Debt will start to get paid off rapidly from H2 this year.
Let's see...
Why is it not trading at a higher price then, if everyone knows about the EBITDA for this year? Oddly enough, the new mgmt has not given any guidance or done an investor call or presentation, which has been the usual practice (and is standard for listed companies) since IPO.
Fergusinv, just saw Rainbow Rare Earth , rised 11% this morning. they are very high now, but seems still in the up trend. when come to trading, Capital efficiency will be good on this kind of stock . Happy for you. just UK stock volume is really low for charting to be effective. Or are you trading on US rare earth stocks.

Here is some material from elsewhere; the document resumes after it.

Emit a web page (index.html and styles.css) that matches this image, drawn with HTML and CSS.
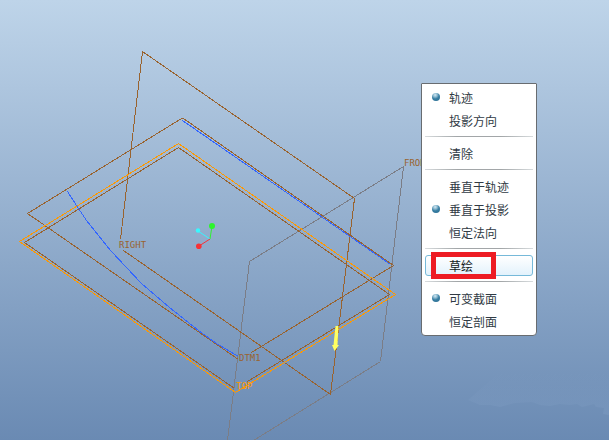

4Corners, I think market sentiment is worrying about what if shareholders not taking the full allocation, then GMS failed to raise 25m, the default fears will be looming again. The shareholders who take up the open offer will still facing a company with financing facility issue. these fears very often overshadow the EBITDA which is very much depends on utilisation rate change.
Not been here for few years now but took my first tranche as a punt this morning.....I think that after the big placing will be completed and the major reorganisation of the balance sheet the company has a fair chance to recover after being in serious difficulties in the last few years....along with it so will the SP.....hopefully.
GLA.
@ seanx - the raise will fail ONLY if shareholders on record as of 7 June vote against it. The capital increase money has already been committed - 45% from Seafox, and the other 55% is covered by institutional investors if shareholders don't take up full allocation.
Voting against the capital raise is not a bad thing- theoretically you can not get less than 3p in such a scenario vs there are no guarantees on what you will make after the capital increase.
@4corner, how long the lock down period would be between now and the pay date, I remember AGM is 25 June?
believe new shares start trading on 28 June.
And the AGM is on 30 June
@4 Corners I would voting against the capital raise , but think ing it gets 44% agreed, chance of against succeed is really small, you don't expect all of 55% shareholders interpret the situation as same as you and me.